--- Begin ---

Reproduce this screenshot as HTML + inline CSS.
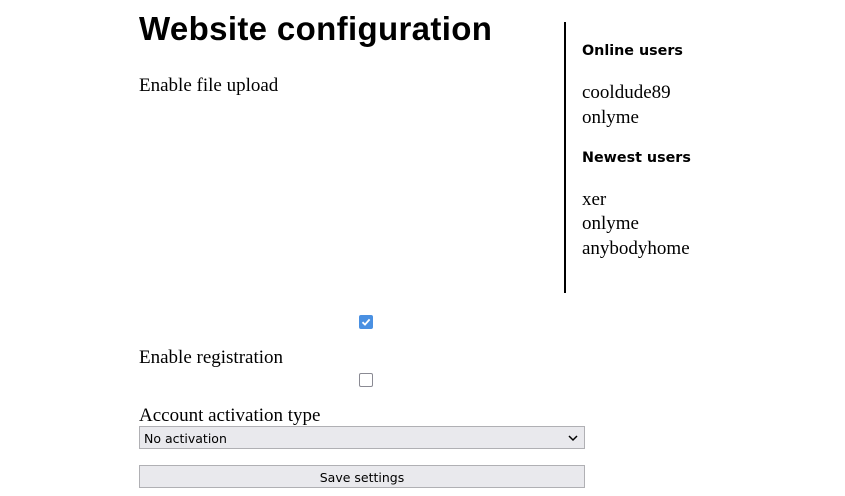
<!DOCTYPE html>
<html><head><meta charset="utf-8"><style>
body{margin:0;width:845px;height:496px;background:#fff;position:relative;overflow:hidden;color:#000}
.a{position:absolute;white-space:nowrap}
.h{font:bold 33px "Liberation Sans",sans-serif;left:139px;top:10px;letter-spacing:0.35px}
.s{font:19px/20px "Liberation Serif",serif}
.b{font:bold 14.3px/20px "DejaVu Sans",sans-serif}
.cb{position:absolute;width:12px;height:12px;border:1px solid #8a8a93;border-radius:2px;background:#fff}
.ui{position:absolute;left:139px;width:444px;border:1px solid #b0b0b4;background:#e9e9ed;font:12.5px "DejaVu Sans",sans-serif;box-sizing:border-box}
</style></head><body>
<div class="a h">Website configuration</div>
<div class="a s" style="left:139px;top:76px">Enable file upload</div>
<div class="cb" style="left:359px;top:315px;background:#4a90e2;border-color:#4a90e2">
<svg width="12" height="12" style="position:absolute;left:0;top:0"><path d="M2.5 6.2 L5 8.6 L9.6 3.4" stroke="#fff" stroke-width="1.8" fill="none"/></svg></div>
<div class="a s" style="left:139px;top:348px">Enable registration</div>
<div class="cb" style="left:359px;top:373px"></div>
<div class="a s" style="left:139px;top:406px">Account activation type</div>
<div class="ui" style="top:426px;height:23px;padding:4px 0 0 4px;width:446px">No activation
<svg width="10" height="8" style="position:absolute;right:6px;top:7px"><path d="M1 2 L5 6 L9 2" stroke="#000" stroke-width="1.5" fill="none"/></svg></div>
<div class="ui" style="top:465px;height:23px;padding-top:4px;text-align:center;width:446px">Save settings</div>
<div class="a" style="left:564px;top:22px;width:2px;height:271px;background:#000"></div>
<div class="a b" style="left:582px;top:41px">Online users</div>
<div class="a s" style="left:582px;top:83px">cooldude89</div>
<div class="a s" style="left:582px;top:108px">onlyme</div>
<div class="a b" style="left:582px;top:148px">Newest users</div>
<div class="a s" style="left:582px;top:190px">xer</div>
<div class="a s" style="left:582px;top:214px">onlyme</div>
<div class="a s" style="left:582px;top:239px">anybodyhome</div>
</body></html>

--- End ---

** EXERCISE TASK **
All of the data needs repeating exactly, but the pictures do not.

** WRITTEN ANSWER **
Reproduce this screenshot as HTML + inline CSS.
<!DOCTYPE html>
<html><head><meta charset="utf-8"><style>
body{margin:0;width:845px;height:496px;background:#fff;position:relative;overflow:hidden;color:#000}
.a{position:absolute;white-space:nowrap}
.h{font:bold 33px "Liberation Sans",sans-serif;left:139px;top:10px;letter-spacing:0.35px}
.s{font:19px/20px "Liberation Serif",serif}
.b{font:bold 14.3px/20px "DejaVu Sans",sans-serif}
.cb{position:absolute;width:12px;height:12px;border:1px solid #8a8a93;border-radius:2px;background:#fff}
.ui{position:absolute;left:139px;width:444px;border:1px solid #b0b0b4;background:#e9e9ed;font:12.5px "DejaVu Sans",sans-serif;box-sizing:border-box}
</style></head><body>
<div class="a h">Website configuration</div>
<div class="a s" style="left:139px;top:76px">Enable file upload</div>
<div class="cb" style="left:359px;top:315px;background:#4a90e2;border-color:#4a90e2">
<svg width="12" height="12" style="position:absolute;left:0;top:0"><path d="M2.5 6.2 L5 8.6 L9.6 3.4" stroke="#fff" stroke-width="1.8" fill="none"/></svg></div>
<div class="a s" style="left:139px;top:348px">Enable registration</div>
<div class="cb" style="left:359px;top:373px"></div>
<div class="a s" style="left:139px;top:406px">Account activation type</div>
<div class="ui" style="top:426px;height:23px;padding:4px 0 0 4px;width:446px">No activation
<svg width="10" height="8" style="position:absolute;right:6px;top:7px"><path d="M1 2 L5 6 L9 2" stroke="#000" stroke-width="1.5" fill="none"/></svg></div>
<div class="ui" style="top:465px;height:23px;padding-top:4px;text-align:center;width:446px">Save settings</div>
<div class="a" style="left:564px;top:22px;width:2px;height:271px;background:#000"></div>
<div class="a b" style="left:582px;top:41px">Online users</div>
<div class="a s" style="left:582px;top:83px">cooldude89</div>
<div class="a s" style="left:582px;top:108px">onlyme</div>
<div class="a b" style="left:582px;top:148px">Newest users</div>
<div class="a s" style="left:582px;top:190px">xer</div>
<div class="a s" style="left:582px;top:214px">onlyme</div>
<div class="a s" style="left:582px;top:239px">anybodyhome</div>
</body></html>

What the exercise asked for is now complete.